Tanggal :26 April 2024

Oxford-Indonesia Forum 2015

Oxford-Indonesia Forum 2015 was held at University of Oxford and divided into two events; panel discussion at Jesus College and gala formal dinner at Trinity College. There were more than 100 participants from academics and institutions. It aims to connect amongs universities, practitioners, scholars, policy makers, and the Indonesian governments. The theme of this year was ‘Smart Green Development of Indonesia’, which meant to find out solutions in order to facing the challenges of sustainable developments. This event was opened by Prof. Nigel Shadbolt (Principal of Jesus College) and H.E. Mr. Teuku Muhammad Hamzah Thayeb (Ambassador of Republic of Indonesia to the UK and Republic of Ireland). Furthermore, there are some opinions and suggestions from panelists.

First section was presented by Mr. Nurul Ichwan (Director of Indonesia Investment Promotion Centre (London)) and discussed about green investment for green development. He said Indonesia has a lot of people and natural resources, but highly limited in the capabilities. He mentions challenges such as mindset (private sector and public sector), structural barrier, capital, and development of technology particularly support from developed countries.

Farid Subkhan (CEO of CitiAsia) illustrated his projects called ‘Building Sustainable Regions from Smart Readiness to Smart Green Economy’. He has nine priorities, but the important things are developing human capital, economic resilience (sustainability), clean government.  Law enforcement is a key, followed by public participation, involvement and engagement.

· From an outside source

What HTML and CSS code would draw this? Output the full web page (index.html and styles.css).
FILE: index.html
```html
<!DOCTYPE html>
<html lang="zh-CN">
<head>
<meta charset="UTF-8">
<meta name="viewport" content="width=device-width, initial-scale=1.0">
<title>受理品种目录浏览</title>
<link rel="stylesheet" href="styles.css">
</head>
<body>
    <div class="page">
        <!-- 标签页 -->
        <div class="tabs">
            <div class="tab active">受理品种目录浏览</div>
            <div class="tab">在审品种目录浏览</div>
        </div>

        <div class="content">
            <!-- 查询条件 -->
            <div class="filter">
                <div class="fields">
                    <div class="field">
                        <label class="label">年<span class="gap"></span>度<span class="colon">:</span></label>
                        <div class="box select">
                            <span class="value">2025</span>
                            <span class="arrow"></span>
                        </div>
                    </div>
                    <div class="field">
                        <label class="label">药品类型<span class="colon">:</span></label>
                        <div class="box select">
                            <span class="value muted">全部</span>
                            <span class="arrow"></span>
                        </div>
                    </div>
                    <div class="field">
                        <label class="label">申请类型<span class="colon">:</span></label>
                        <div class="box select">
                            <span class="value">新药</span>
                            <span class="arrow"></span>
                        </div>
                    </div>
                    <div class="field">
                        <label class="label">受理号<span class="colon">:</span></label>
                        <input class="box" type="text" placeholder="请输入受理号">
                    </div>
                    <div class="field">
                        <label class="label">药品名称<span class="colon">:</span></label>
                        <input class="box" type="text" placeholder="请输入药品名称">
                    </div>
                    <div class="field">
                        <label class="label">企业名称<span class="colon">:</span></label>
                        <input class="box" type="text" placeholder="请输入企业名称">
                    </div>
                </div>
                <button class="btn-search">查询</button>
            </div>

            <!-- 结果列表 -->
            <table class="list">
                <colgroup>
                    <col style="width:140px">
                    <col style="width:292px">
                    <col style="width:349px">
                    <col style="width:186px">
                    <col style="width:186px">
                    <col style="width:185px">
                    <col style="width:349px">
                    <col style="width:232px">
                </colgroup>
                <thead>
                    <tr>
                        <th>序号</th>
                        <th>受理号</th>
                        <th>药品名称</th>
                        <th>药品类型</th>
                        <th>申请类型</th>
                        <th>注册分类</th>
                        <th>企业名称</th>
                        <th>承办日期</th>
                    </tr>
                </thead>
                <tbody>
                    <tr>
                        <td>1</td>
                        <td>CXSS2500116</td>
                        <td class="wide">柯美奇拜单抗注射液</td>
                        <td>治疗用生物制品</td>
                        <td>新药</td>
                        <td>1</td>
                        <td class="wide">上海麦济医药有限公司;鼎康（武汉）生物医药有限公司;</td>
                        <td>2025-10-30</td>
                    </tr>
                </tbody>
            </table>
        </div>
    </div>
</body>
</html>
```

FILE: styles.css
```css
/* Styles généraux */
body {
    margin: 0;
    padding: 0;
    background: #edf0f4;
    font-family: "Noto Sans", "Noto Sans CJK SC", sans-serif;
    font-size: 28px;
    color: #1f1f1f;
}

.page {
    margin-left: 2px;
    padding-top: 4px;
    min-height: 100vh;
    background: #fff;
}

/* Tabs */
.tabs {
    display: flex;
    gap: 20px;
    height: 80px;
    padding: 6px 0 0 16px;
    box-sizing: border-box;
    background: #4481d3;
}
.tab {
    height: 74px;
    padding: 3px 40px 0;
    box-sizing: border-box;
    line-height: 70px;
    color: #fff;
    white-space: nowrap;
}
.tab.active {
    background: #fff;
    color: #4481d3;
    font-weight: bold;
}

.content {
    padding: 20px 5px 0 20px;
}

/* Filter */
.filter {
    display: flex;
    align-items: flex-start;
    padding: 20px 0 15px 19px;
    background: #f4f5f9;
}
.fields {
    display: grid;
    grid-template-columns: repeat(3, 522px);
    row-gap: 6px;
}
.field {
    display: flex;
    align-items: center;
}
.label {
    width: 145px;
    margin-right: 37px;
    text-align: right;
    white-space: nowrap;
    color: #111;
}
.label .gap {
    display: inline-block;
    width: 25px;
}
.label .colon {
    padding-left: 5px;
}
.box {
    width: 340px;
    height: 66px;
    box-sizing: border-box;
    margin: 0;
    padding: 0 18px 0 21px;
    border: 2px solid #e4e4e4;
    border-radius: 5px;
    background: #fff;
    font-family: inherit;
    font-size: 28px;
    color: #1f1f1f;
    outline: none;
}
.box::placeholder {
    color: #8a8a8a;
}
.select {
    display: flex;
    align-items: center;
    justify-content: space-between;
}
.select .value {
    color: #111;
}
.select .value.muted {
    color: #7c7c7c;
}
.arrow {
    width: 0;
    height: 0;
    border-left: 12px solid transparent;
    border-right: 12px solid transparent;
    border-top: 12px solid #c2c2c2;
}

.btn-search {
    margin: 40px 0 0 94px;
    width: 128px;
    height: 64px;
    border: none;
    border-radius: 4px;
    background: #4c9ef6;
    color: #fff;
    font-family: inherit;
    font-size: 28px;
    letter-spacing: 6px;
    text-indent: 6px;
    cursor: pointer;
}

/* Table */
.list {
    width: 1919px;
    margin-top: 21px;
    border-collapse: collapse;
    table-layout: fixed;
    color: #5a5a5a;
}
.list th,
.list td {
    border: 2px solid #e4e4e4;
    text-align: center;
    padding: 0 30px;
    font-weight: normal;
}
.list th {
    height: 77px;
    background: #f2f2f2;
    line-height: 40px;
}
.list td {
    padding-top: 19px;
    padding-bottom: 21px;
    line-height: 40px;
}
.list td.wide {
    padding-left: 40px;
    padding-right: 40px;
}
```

The next section was joint-seminar from Dr. Tim Coles (Project Director and Founder of Operation Wallacea) and Prof. Martin Speight (Associate Prof of Agricultural & Forest Entomology). They were talking about their previous and on-going researches. They suggests, research tourism is one of the key business models that contributes not only to scientific research, but also brings positive economy and benefits to the local communities. Operation Wallacea has shown that they can develop a sustainable management practice through commercialization. The project purposes to conserve the ecosystem, started from assessing ecosystem diversity and function, monitoring ecosystem change and socio-economic change and establishing & monitoring the effectiveness of conservation management programmes. During the research, they have got problems, such as corruption and the difficulty in getting licenses to conduct research. For instance, a lot companies and organisations stopped investing in Indonesia because of problem with licensing.

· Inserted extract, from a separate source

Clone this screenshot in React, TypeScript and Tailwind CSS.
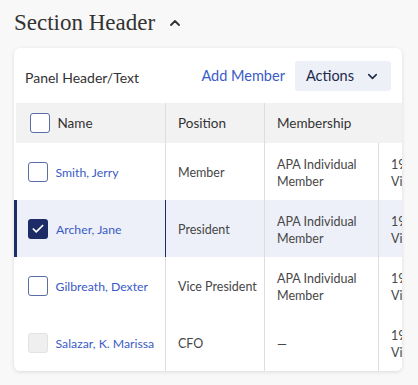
import { ChevronDown, ChevronUp, Check } from 'lucide-react';

type Member = {
  name: string;
  position: string;
  membership: string[];
  address: string[];
  selected?: boolean;
  disabled?: boolean;
};

const members: Member[] = [
  { name: 'Smith, Jerry', position: 'Member', membership: ['APA Individual', 'Member'], address: ['1984 Main St.', 'Vienna, VA'] },
  { name: 'Archer, Jane', position: 'President', membership: ['APA Individual', 'Member'], address: ['1984 Main St.', 'Vienna, VA'], selected: true },
  { name: 'Gilbreath, Dexter', position: 'Vice President', membership: ['APA Individual', 'Member'], address: ['1984 Main St.', 'Vienna, VA'] },
  { name: 'Salazar, K. Marissa', position: 'CFO', membership: ['—'], address: ['1984 Main St.', 'Vienna, VA'], disabled: true },
];

function Box({ checked, disabled }: { checked?: boolean; disabled?: boolean }) {
  if (checked) {
    return (
      <span className="flex h-5 w-5 shrink-0 items-center justify-center rounded-[3px] bg-[#1d2c66]">
        <Check size={14} strokeWidth={3} className="text-white" />
      </span>
    );
  }
  if (disabled) {
    return <span className="block h-5 w-5 shrink-0 rounded-[3px] border border-[#e2e2e2] bg-[#efefef]" />;
  }
  return <span className="block h-5 w-5 shrink-0 rounded-[3px] border border-[#5b6da6] bg-white" />;
}

export default function App() {
  return (
    <div className="min-h-[385px] w-[418px] bg-[#f8f8f8] pt-[9px] font-['Lato',sans-serif] text-[#333]">
      {/* Section header */}
      <div className="flex items-center gap-3 pl-[14px]">
        <h2 className="font-['Liberation_Serif',serif] text-[23px] leading-[28px] text-[#333]">Section Header</h2>
        <ChevronUp size={16} strokeWidth={2.75} className="text-[#333]" />
      </div>

      {/* Panel */}
      <div className="ml-[14px] mt-[11px] w-[388px] overflow-hidden rounded-[6px] bg-white shadow-[0_1px_4px_rgba(0,0,0,0.12)]">
        <div className="flex items-center justify-between pb-[12px] pl-[11px] pr-[11px] pt-[13px]">
          <span className="pt-[2px] text-[14px]">Panel Header/Text</span>
          <div className="flex items-center gap-[10px]">
            <span className="text-[14.5px] text-[#3a5bc7]">Add Member</span>
            <button className="flex h-[30px] items-center gap-[11px] rounded-[3px] bg-[#edf0f7] pl-[11px] pr-[11px] text-[14.5px] text-[#1e2a4c]">
              Actions
              <ChevronDown size={15} strokeWidth={2.5} />
            </button>
          </div>
        </div>

        <div className="w-[388px] overflow-hidden">
          <table className="w-[483px] table-fixed border-collapse text-left text-[12.5px]">
            <colgroup>
              <col className="w-[150px]" />
              <col className="w-[99px]" />
              <col className="w-[114px]" />
              <col className="w-[120px]" />
            </colgroup>
            <thead className="bg-[#f2f2f2] text-[13.5px]">
              <tr className="h-[40px]">
                <th className="border-r border-[#dddddd] pl-[14px] font-normal">
                  <div className="flex items-center gap-[8px]">
                    <Box />
                    Name
                  </div>
                </th>
                <th className="border-r border-[#dddddd] pl-[12px] font-normal">Position</th>
                <th colSpan={2} className="pl-[12px] font-normal">Membership</th>
              </tr>
            </thead>
            <tbody>
              {members.map((m) => (
                <tr key={m.name} className={`h-[57px] ${m.selected ? 'bg-[#edf0f8]' : 'bg-white'}`}>
                  <td className={`border-r ${m.selected ? 'border-l-[3px] border-l-[#1d2c66] border-r-[#1d2c66] pl-[11px]' : 'border-r-[#dddddd] pl-[12px]'}`}>
                    <div className="flex items-center gap-[8px]">
                      <Box checked={m.selected} disabled={m.disabled} />
                      <span className="whitespace-nowrap pt-[3px] text-[12.25px] text-[#3a5bc7]">{m.name}</span>
                    </div>
                  </td>
                  <td className="whitespace-nowrap border-r border-[#dddddd] pl-[12px] pt-[3px] text-[#474747]">{m.position}</td>
                  <td className="border-r border-[#dddddd] pl-[12px] pt-[3px] leading-[17px] text-[#474747]">
                    {m.membership.map((l) => (
                      <div key={l}>{l}</div>
                    ))}
                  </td>
                  <td className="pl-[12px] pt-[3px] leading-[17px] text-[#474747]">
                    {m.address.map((l) => (
                      <div key={l} className="whitespace-nowrap">{l}</div>
                    ))}
                  </td>
                </tr>
              ))}
            </tbody>
          </table>
        </div>
      </div>
    </div>
  );
}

The final section was a panel discussion and presented by Dr. Paul Jepson (Leader of Conservation Governance Lab), Dr. Mari Mulyani (postdoc School of Geography), Dr. Thomas Thornton (Director of MSc in Environmental Change and Management), Ms. Laksmi Dhewanthi (Senior Advisor to the Ministry on Industry and International Trade). Dr. Paul Jepson shared about adopting an asset-based approach in managing natural resource. Nature is an asset that can generate long-term value (change in mindset). He illustrated his case study at Mersey Valley, Manchester (1977-1990). It is about an investment to transform tip lands into a countryside asset. The impacts was to create a green image; attracts knowledge-based economy, enabled leisure department to expand recreational offer, property rises around the area.

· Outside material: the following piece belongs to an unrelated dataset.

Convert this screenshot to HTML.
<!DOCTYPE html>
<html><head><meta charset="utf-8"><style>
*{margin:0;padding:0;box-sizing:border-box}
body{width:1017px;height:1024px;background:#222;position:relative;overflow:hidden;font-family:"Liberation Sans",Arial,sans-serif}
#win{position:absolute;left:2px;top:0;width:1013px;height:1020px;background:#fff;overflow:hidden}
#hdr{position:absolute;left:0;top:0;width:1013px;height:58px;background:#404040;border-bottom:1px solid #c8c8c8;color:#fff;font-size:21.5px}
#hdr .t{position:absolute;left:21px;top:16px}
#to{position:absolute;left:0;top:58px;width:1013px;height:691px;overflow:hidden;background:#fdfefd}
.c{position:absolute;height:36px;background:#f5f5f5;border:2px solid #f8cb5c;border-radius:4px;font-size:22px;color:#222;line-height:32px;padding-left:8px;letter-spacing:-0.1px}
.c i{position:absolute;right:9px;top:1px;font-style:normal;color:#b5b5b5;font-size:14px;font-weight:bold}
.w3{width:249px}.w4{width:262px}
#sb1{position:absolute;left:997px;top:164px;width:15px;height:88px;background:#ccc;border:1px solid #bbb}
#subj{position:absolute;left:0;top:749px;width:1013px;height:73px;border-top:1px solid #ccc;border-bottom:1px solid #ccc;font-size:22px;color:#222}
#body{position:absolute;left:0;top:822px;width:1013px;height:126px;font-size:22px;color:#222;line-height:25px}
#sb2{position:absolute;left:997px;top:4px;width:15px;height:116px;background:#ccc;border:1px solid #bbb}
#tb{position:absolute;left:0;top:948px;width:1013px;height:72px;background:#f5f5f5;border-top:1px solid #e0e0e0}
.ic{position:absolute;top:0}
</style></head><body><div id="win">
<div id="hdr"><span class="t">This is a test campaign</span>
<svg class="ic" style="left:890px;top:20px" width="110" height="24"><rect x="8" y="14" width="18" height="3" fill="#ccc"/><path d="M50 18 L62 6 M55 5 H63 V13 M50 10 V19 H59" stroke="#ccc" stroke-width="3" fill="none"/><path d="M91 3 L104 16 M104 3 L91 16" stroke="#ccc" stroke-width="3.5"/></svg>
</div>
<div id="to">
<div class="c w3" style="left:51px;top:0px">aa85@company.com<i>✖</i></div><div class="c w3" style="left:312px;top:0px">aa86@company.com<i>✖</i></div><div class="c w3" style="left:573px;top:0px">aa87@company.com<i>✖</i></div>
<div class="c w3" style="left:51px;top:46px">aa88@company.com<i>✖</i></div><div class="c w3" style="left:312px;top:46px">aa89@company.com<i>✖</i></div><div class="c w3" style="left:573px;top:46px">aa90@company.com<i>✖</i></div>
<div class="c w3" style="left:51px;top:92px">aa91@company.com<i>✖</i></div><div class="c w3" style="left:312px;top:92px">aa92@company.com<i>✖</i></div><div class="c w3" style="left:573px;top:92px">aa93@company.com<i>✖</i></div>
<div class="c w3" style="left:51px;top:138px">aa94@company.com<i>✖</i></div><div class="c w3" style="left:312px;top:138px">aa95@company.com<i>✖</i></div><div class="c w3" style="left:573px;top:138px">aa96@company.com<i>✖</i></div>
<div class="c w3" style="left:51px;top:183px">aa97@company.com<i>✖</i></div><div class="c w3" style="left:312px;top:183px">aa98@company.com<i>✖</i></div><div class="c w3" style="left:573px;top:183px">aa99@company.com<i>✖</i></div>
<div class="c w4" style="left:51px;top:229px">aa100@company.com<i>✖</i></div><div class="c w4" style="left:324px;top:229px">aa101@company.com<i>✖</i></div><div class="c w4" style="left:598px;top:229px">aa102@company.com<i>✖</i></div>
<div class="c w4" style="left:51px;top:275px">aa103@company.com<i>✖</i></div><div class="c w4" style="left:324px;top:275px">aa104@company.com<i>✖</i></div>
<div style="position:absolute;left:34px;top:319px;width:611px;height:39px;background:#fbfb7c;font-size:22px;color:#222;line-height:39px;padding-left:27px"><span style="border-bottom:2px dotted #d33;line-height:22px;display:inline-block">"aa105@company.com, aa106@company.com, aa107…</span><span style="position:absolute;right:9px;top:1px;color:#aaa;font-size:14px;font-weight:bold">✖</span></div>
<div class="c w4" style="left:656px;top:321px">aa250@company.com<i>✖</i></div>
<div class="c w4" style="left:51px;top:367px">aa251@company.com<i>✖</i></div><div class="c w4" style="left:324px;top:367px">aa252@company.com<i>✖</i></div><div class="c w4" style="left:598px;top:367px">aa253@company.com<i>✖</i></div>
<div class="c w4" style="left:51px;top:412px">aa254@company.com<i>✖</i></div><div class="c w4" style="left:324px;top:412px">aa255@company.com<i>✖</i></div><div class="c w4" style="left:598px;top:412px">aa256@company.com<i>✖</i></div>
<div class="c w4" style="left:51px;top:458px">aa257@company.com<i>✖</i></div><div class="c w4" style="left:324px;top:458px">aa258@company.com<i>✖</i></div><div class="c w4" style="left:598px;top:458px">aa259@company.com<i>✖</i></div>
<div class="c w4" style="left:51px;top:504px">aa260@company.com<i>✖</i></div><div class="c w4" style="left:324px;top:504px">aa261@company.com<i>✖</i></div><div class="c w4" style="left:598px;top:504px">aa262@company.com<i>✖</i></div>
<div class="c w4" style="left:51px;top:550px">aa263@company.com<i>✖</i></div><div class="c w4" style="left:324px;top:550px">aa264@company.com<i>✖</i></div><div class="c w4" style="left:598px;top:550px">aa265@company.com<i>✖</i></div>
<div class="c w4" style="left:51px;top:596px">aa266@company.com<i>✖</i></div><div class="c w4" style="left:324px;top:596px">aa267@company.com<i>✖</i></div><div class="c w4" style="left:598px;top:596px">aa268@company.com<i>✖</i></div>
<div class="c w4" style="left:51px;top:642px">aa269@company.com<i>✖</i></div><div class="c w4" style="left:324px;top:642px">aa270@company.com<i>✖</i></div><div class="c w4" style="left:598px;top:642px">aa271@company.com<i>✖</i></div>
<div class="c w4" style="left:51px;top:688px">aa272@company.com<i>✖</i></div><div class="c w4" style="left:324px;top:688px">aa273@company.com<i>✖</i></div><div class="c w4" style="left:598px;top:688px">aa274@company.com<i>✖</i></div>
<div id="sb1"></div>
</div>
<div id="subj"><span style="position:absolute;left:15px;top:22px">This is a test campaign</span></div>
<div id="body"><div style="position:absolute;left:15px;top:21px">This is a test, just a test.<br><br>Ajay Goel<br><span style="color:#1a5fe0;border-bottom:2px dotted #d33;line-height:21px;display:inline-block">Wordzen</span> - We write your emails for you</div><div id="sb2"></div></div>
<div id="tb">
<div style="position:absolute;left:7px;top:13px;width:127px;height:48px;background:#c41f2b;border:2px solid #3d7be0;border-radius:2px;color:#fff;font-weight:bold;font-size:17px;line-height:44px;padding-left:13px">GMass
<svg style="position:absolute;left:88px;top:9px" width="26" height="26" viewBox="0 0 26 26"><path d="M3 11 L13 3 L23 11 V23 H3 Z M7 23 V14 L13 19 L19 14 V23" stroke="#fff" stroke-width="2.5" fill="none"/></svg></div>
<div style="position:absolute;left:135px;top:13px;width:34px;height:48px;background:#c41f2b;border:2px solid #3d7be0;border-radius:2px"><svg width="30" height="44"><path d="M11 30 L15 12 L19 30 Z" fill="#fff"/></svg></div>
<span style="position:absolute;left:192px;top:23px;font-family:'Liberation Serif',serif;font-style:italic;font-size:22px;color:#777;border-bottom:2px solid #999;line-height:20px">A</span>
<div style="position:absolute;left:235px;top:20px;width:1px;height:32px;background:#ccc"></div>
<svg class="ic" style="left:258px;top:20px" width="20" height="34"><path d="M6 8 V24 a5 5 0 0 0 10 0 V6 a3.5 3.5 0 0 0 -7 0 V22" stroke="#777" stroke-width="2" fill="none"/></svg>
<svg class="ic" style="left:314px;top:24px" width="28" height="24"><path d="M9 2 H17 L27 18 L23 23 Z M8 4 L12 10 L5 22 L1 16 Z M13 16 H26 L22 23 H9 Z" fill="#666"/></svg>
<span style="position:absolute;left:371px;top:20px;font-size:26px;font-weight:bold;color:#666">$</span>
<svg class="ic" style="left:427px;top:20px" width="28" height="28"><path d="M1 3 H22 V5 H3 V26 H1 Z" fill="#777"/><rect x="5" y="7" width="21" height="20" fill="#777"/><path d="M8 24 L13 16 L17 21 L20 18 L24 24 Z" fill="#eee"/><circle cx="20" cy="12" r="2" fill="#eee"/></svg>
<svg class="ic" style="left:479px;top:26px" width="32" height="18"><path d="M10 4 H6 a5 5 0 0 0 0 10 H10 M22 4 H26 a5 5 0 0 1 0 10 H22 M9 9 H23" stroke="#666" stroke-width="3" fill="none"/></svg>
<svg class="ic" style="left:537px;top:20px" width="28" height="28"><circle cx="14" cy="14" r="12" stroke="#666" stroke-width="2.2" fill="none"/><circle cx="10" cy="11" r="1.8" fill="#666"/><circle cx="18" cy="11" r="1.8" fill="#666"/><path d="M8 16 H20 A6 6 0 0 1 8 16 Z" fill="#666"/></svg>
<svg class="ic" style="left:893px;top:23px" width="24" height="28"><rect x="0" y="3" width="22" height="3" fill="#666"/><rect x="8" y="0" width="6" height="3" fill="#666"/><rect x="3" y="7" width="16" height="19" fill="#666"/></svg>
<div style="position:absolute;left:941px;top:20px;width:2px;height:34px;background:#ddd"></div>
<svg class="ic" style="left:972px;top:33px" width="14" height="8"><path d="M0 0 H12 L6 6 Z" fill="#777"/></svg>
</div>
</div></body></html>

Dr. Mari Mulyani shared the importance of having one map initiative – a credibly single map. However, there are some problems, such as overlapping land concession, land conflict, investment risk, environmental degradation. Different ministries use different data and methodology. As the result, there is no transparency in map-making. Policy actors put the interest of their respective ministries above public interest. She says, ‘How do we encourage public discourse?’. One of the possible answers is the government needs to convey its policy in languages and actions that are meaningful for regular people.

To sum up, implementing the smart green development is obviously required in every country/city, but we have to prepare the qualified human resources, a clear policy, involvement of stakeholders, improving technologies and researches and support from developed countries.